Transcribe each line of the material as it is, and drop any picture.

_ _ _ _

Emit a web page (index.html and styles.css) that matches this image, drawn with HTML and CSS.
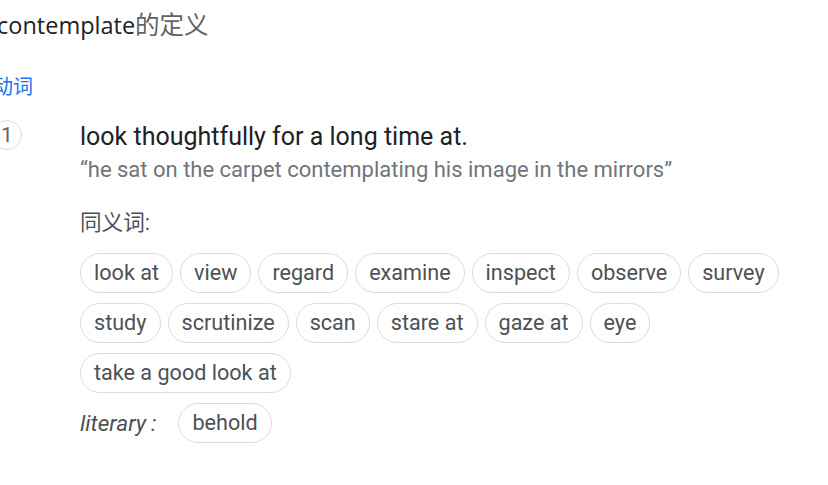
FILE: index.html
```html
<!DOCTYPE html>
<html lang="zh">
<head>
<meta charset="utf-8">
<link rel="stylesheet" href="styles.css">
</head>
<body>
<div class="page">
  <h1 class="title"><span class="word">contemplate</span><span class="suffix">的定义</span></h1>
  <div class="pos">动词</div>
  <div class="sense">
    <div class="num">1</div>
    <div class="body">
      <div class="def">look thoughtfully for a long time at.</div>
      <div class="example">“he sat on the carpet contemplating his image in the mirrors”</div>
      <div class="syn-label">同义词:</div>
      <div class="chips">
        <span class="chip">look at</span>
        <span class="chip">view</span>
        <span class="chip">regard</span>
        <span class="chip">examine</span>
        <span class="chip">inspect</span>
        <span class="chip">observe</span>
        <span class="chip">survey</span>
        <span class="chip">study</span>
        <span class="chip">scrutinize</span>
        <span class="chip">scan</span>
        <span class="chip">stare at</span>
        <span class="chip">gaze at</span>
        <span class="chip">eye</span>
        <span class="chip">take a good look at</span>
      </div>
      <div class="literary">
        <span class="lit-label">literary<span class="colon">:</span></span>
        <span class="chip">behold</span>
      </div>
    </div>
  </div>
</div>
</body>
</html>
```
FILE: styles.css
```css
html, body {
  margin: 0;
  padding: 0;
  background: #fff;
}
body {
  font-family: Roboto, "Noto Sans CJK SC", sans-serif;
  color: #202124;
}
.page {
  margin-left: -3px;
  padding-top: 6px;
}
.title {
  margin: 0;
  font-weight: 400;
  font-size: 23.5px;
  line-height: 36px;
  font-family: "Open Sans", "Noto Sans CJK SC", sans-serif;
}
.title .word { color: #202124; }
.title .suffix {
  color: #5f6368;
  font-family: "Noto Sans CJK SC", sans-serif;
  font-size: 24.5px;
}
.pos {
  margin-top: 30px;
  font-size: 20px;
  line-height: 28px;
  color: #1a73e8;
  margin-left: -4px;
}
.sense {
  display: flex;
  margin-top: 20px;
}
.num {
  flex: none;
  box-sizing: border-box;
  width: 30px;
  height: 30px;
  border: 1px solid #dadce0;
  border-radius: 50%;
  font-size: 21px;
  line-height: 28px;
  text-align: center;
  color: #5f6368;
  margin-left: -5px;
  margin-top: -1px;
}
.body {
  margin-left: 58px;
}
.def {
  font-size: 25px;
  line-height: 32px;
  color: #202124;
}
.example {
  margin-top: 2px;
  font-size: 22px;
  line-height: 30px;
  color: #70757a;
}
.syn-label {
  margin-top: 24px;
  font-size: 21.6px;
  line-height: 28px;
  color: #4d5156;
}
.chips {
  margin-top: 16px;
  display: flex;
  flex-wrap: wrap;
  gap: 10px 7px;
  width: 720px;
}
.chip {
  box-sizing: border-box;
  height: 40px;
  padding: 0 13px;
  border: 1px solid #dadce0;
  border-radius: 20px;
  font-size: 21.6px;
  line-height: 38px;
  color: #4d5156;
  white-space: nowrap;
}
.literary {
  margin-top: 10px;
  display: flex;
  align-items: center;
  gap: 22px;
}
.lit-label {
  font-style: italic;
  font-size: 22.5px;
  color: #4d5156;
}
.colon {
  margin-left: 5px;
}
```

_ _ _ _

Answer
Emit a web page (index.html and styles.css) that matches this image, drawn with HTML and CSS.
FILE: index.html
```html
<!DOCTYPE html>
<html lang="zh">
<head>
<meta charset="utf-8">
<link rel="stylesheet" href="styles.css">
</head>
<body>
<div class="page">
  <h1 class="title"><span class="word">contemplate</span><span class="suffix">的定义</span></h1>
  <div class="pos">动词</div>
  <div class="sense">
    <div class="num">1</div>
    <div class="body">
      <div class="def">look thoughtfully for a long time at.</div>
      <div class="example">“he sat on the carpet contemplating his image in the mirrors”</div>
      <div class="syn-label">同义词:</div>
      <div class="chips">
        <span class="chip">look at</span>
        <span class="chip">view</span>
        <span class="chip">regard</span>
        <span class="chip">examine</span>
        <span class="chip">inspect</span>
        <span class="chip">observe</span>
        <span class="chip">survey</span>
        <span class="chip">study</span>
        <span class="chip">scrutinize</span>
        <span class="chip">scan</span>
        <span class="chip">stare at</span>
        <span class="chip">gaze at</span>
        <span class="chip">eye</span>
        <span class="chip">take a good look at</span>
      </div>
      <div class="literary">
        <span class="lit-label">literary<span class="colon">:</span></span>
        <span class="chip">behold</span>
      </div>
    </div>
  </div>
</div>
</body>
</html>
```
FILE: styles.css
```css
html, body {
  margin: 0;
  padding: 0;
  background: #fff;
}
body {
  font-family: Roboto, "Noto Sans CJK SC", sans-serif;
  color: #202124;
}
.page {
  margin-left: -3px;
  padding-top: 6px;
}
.title {
  margin: 0;
  font-weight: 400;
  font-size: 23.5px;
  line-height: 36px;
  font-family: "Open Sans", "Noto Sans CJK SC", sans-serif;
}
.title .word { color: #202124; }
.title .suffix {
  color: #5f6368;
  font-family: "Noto Sans CJK SC", sans-serif;
  font-size: 24.5px;
}
.pos {
  margin-top: 30px;
  font-size: 20px;
  line-height: 28px;
  color: #1a73e8;
  margin-left: -4px;
}
.sense {
  display: flex;
  margin-top: 20px;
}
.num {
  flex: none;
  box-sizing: border-box;
  width: 30px;
  height: 30px;
  border: 1px solid #dadce0;
  border-radius: 50%;
  font-size: 21px;
  line-height: 28px;
  text-align: center;
  color: #5f6368;
  margin-left: -5px;
  margin-top: -1px;
}
.body {
  margin-left: 58px;
}
.def {
  font-size: 25px;
  line-height: 32px;
  color: #202124;
}
.example {
  margin-top: 2px;
  font-size: 22px;
  line-height: 30px;
  color: #70757a;
}
.syn-label {
  margin-top: 24px;
  font-size: 21.6px;
  line-height: 28px;
  color: #4d5156;
}
.chips {
  margin-top: 16px;
  display: flex;
  flex-wrap: wrap;
  gap: 10px 7px;
  width: 720px;
}
.chip {
  box-sizing: border-box;
  height: 40px;
  padding: 0 13px;
  border: 1px solid #dadce0;
  border-radius: 20px;
  font-size: 21.6px;
  line-height: 38px;
  color: #4d5156;
  white-space: nowrap;
}
.literary {
  margin-top: 10px;
  display: flex;
  align-items: center;
  gap: 22px;
}
.lit-label {
  font-style: italic;
  font-size: 22.5px;
  color: #4d5156;
}
.colon {
  margin-left: 5px;
}
```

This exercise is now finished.